Problem to Be Addressed: There has been a documented increase in the number of individuals born with autism spectrum disorder (ASD). The rise in incidence is not merely a consequence of better ascertainment of neuropsychiatric disorders. Because of this increase and because of data suggesting that ASD begins in utero, we have asked whether the maternal immune system might contribute to ASD. In particular, we have questioned whether maternal brain-reactive antibodies passing through the placenta might potentially perturb fetal brain development. We have generated monoclonal brain-reactive antibodies from blood cells of women with a child with ASD. We now propose to determine if these alter brain development in fetal mice and if we can demonstrate particular ASD characteristics associated with each antibody.
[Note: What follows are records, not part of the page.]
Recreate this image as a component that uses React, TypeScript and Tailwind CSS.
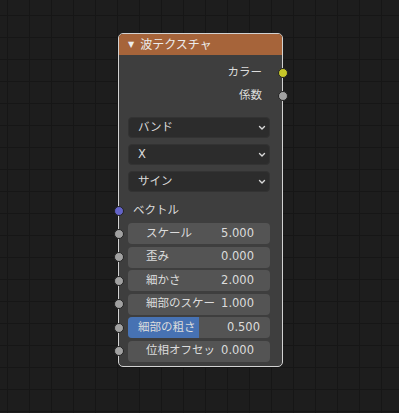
import React from 'react';

const font = { fontFamily: '"DejaVu Sans", "Noto Sans CJK JP", sans-serif' };

const Socket = ({ color, side }: { color: string; side: 'left' | 'right' }) => (
  <span
    className={`absolute top-1/2 -translate-y-1/2 w-[10px] h-[10px] rounded-full border border-[#222222] ${color} ${
      side === 'left' ? 'left-[-5.5px]' : 'right-[-5.5px]'
    }`}
  />
);

const Dropdown = ({ label }: { label: string }) => (
  <div className="h-[21px] flex items-center justify-between pl-[9px] pr-[2px] rounded-[4px] bg-[#2c2c2c] border border-[#333333]">
    <span>{label}</span>
    <svg width="10" height="10" viewBox="0 0 10 10" className="text-[#d8d8d8]">
      <path d="M2.5 3.5 L5 6 L7.5 3.5" fill="none" stroke="currentColor" strokeWidth="1.4" strokeLinecap="round" strokeLinejoin="round" />
    </svg>
  </div>
);

const NumField = ({ label, value }: { label: string; value: string }) => (
  <div className="relative h-[21px]">
    <Socket color="bg-[#a1a1a1]" side="left" />
    <div className="ml-[9px] mr-[12px] h-full flex items-center justify-between pl-[18px] pr-[16px] rounded-[4px] bg-[#545454]">
      <span>{label}</span>
      <span>{value}</span>
    </div>
  </div>
);

const SliderField = ({ label, value, fill }: { label: string; value: string; fill: number }) => (
  <div className="relative h-[21px]">
    <Socket color="bg-[#a1a1a1]" side="left" />
    <div className="relative ml-[9px] mr-[12px] h-full rounded-[4px] bg-[#545454] overflow-hidden">
      <div className="absolute inset-y-0 left-0 bg-[#4772b3]" style={{ width: `${fill * 100}%` }} />
      <div className="relative h-full flex items-center justify-between pl-[10px] pr-[10px]">
        <span>{label}</span>
        <span>{value}</span>
      </div>
    </div>
  </div>
);

export default function App() {
  return (
    <div
      className="w-[399px] h-[413px] overflow-hidden bg-[#1d1d1d] bg-[linear-gradient(to_right,#161616_1px,transparent_1px),linear-gradient(to_bottom,#161616_1px,transparent_1px)] bg-[size:22px_22px] bg-[position:7px_15px] pl-[118px] pt-[33px] text-[11.5px] text-[#dcdcdc]"
      style={font}
    >
      <div className="relative w-[165px] h-[334px] rounded-[5px] border border-[#d2d2d2] bg-[#3e3e3e] flex flex-col">
        <div className="h-[21px] shrink-0 flex items-center gap-[6px] pl-[9px] rounded-t-[4px] bg-[#a6643a] text-[#ececec]">
          <span className="text-[8px] leading-none">▼</span>
          <span className="text-[12px]">波テクスチャ</span>
        </div>

        <div className="pt-[6px]">
          <div className="relative h-[23px] flex items-center justify-end pr-[20px]">
            カラー
            <Socket color="bg-[#c7c729]" side="right" />
          </div>
          <div className="relative h-[23px] flex items-center justify-end pr-[20px]">
            係数
            <Socket color="bg-[#a1a1a1]" side="right" />
          </div>
        </div>

        <div className="mt-[10px] ml-[9px] mr-[12px] flex flex-col gap-[6px]">
          <Dropdown label="バンド" />
          <Dropdown label="X" />
          <Dropdown label="サイン" />
        </div>

        <div className="relative mt-[7px] h-[23px] flex items-center pl-[14px]">
          <Socket color="bg-[#6363c7]" side="left" />
          ベクトル
        </div>

        <div className="mt-[1px] flex flex-col gap-[2.5px]">
          <NumField label="スケール" value="5.000" />
          <NumField label="歪み" value="0.000" />
          <NumField label="細かさ" value="2.000" />
          <NumField label="細部のスケー" value="1.000" />
          <SliderField label="細部の粗さ" value="0.500" fill={0.5} />
          <NumField label="位相オフセッ" value="0.000" />
        </div>
      </div>
    </div>
  );
}
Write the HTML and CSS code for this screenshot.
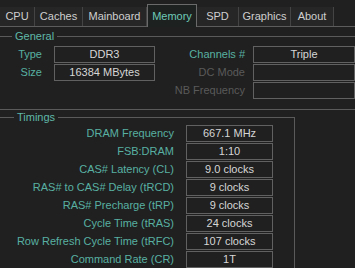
FILE: index.html
```html
<!DOCTYPE html>
<html lang="en">
<head>
  <meta charset="UTF-8">
  <title>CPU-Z Memory</title>
  <link rel="stylesheet" href="styles.css">
</head>
<body>
  <!-- Tab strip -->
  <nav class="tabs">
    <span class="tab w-cpu">CPU</span>
    <span class="tab w-caches">Caches</span>
    <span class="tab w-main">Mainboard</span>
    <span class="tab active w-mem">Memory</span>
    <span class="tab w-spd">SPD</span>
    <span class="tab w-gfx">Graphics</span>
    <span class="tab w-about">About</span>
  </nav>

  <!-- General -->
  <fieldset class="group general">
    <legend>General</legend>
    <div class="grid-general">
      <span class="label">Type</span>
      <span class="value">DDR3</span>
      <span class="label label-right">Channels #</span>
      <span class="value">Triple</span>

      <span class="label">Size</span>
      <span class="value">16384 MBytes</span>
      <span class="label label-right off">DC Mode</span>
      <span class="value"></span>

      <span></span>
      <span></span>
      <span class="label label-right off">NB Frequency</span>
      <span class="value"></span>
    </div>
  </fieldset>

  <!-- Timings -->
  <fieldset class="group timings">
    <legend>Timings</legend>
    <div class="grid-timings">
      <span class="label">DRAM Frequency</span><span class="value">667.1 MHz</span>
      <span class="label">FSB:DRAM</span><span class="value">1:10</span>
      <span class="label">CAS# Latency (CL)</span><span class="value">9.0 clocks</span>
      <span class="label">RAS# to CAS# Delay (tRCD)</span><span class="value">9 clocks</span>
      <span class="label">RAS# Precharge (tRP)</span><span class="value">9 clocks</span>
      <span class="label">Cycle Time (tRAS)</span><span class="value">24 clocks</span>
      <span class="label">Row Refresh Cycle Time (tRFC)</span><span class="value">107 clocks</span>
      <span class="label">Command Rate (CR)</span><span class="value">1T</span>
    </div>
  </fieldset>
</body>
</html>
```

FILE: styles.css
```css
/* Base */
body {
  margin: 0;
  background: #202020;
  color: #d2d2d2;
  font: 11px "Liberation Sans", Arial, sans-serif;
  overflow: hidden;
}

/* Tabs */
.tabs {
  display: flex;
  align-items: flex-end;
  height: 27px;
  border-bottom: 1px solid #5c5c5c;
  box-sizing: border-box;
}

.tab {
  box-sizing: border-box;
  height: 19px;
  line-height: 19px;
  text-align: center;
  background: #262626;
  border-right: 1px solid #444;
  color: #cfcfcf;
}

.tab.active {
  height: 23px;
  line-height: 22px;
  margin-bottom: -1px;
  border: 1px solid #6a6a6a;
  border-bottom: none;
  background: #1d2221;
  color: #6fc9b6;
}

.w-cpu { width: 35px; }
.w-caches { width: 48px; }
.w-main { width: 64px; }
.w-mem { width: 50px; }
.w-spd { width: 42px; }
.w-gfx { width: 52px; }
.w-about { width: 43px; }

/* Group boxes: the left edge sits outside the window */
.group {
  margin: 0;
  border: 1px solid #5a5a5a;
  border-left: none;
  padding: 0;
  min-width: 0;
}

.group legend {
  margin-left: 12px;
  padding: 0 3px;
  color: #5fb8a8;
  line-height: 13px;
}

.general {
  border-right: none;
  margin-top: 3px;
  padding-top: 3px;
  padding-bottom: 10px;
}

.timings {
  width: 295px;
  box-sizing: border-box;
  border-bottom: none;
  margin-top: 1px;
  padding-top: 1px;
}

.timings legend {
  margin-left: 14px;
}

.label {
  text-align: right;
  color: #58b0a2;
  line-height: 17px;
  white-space: nowrap;
}

.label.off {
  color: #5a5a5a;
}

.value {
  box-sizing: border-box;
  height: 17px;
  line-height: 15px;
  border: 1px solid #616161;
  text-align: center;
  color: #d6d6d6;
}

.grid-general {
  display: grid;
  grid-template-columns: 54px 101px 98px 102px;
  grid-auto-rows: 17px;
  row-gap: 1px;
}

.grid-general .label {
  padding-right: 12px;
}

.grid-general .label-right {
  padding-right: 8px;
}

.grid-timings {
  display: grid;
  grid-template-columns: 186px 87px;
  grid-auto-rows: 17px;
  row-gap: 1px;
}

.grid-timings .label {
  padding-right: 12px;
}
```
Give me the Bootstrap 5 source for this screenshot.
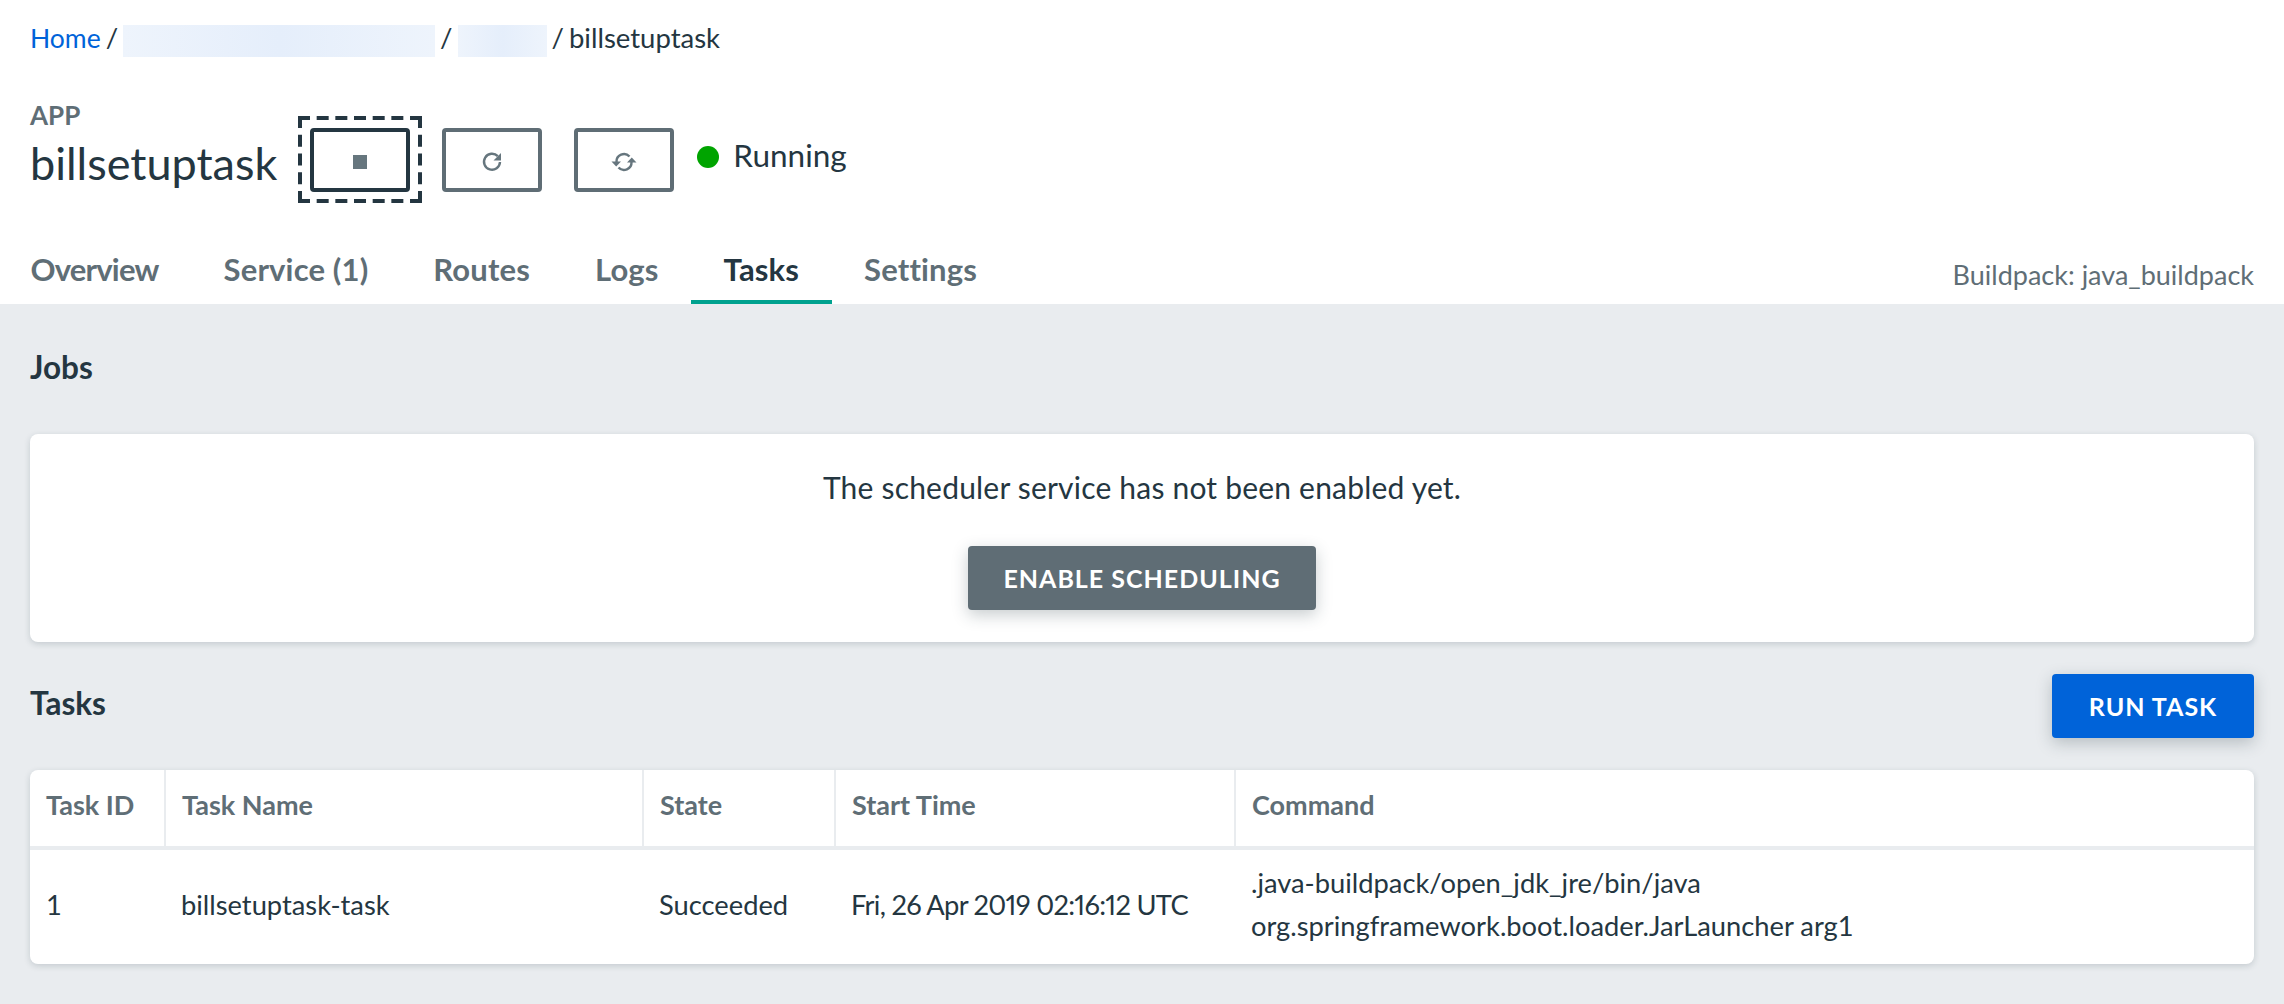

Innovation: Most studies of the cause of ASD have focused on genetics. Our approach posits that some women possess brain-reactive antibodies that can perturb normal fetal brain development. While the brain is normally not exposed to circulating antibodies because of the presence of a barrier between the blood and the brain that does not allow antibodies access to the brain, the developing fetal brain does not yet have such a competent barrier. The novelty of our approach is not only to look at maternal antibody, but to isolate and clone those antibodies that can be studied individually to see which alter brain development. We now have a large panel of these antibodies, which represents a unique resource.
Impact: These studies are designed to help identify pregnancies with an increased risk for an ASD child and to learn how pathogenic anti-brain antibodies alter fetal brain development. The studies address two areas of interest in the Autism Research Program. They will contribute to "understanding factors underlying the heterogeneity of clinical expression" of ASD, since particular maternal brain-reactive antibodies may contribute to specific phenotypic manifestations in the offspring. These studies will also contribute to the "validation of new or existing therapeutic targets" since the data we obtain may also provide clues to the pathways that can be targeted not only by antibody, but also by genetics or by toxins or other brain insults to give rise to a child with ASD. Because they will identify pathways of neuronal development that are impaired by antibody, they may suggest therapeutic as well as prevention strategies, based on neutralizing antibody during pregnancy or elimination pathogenic.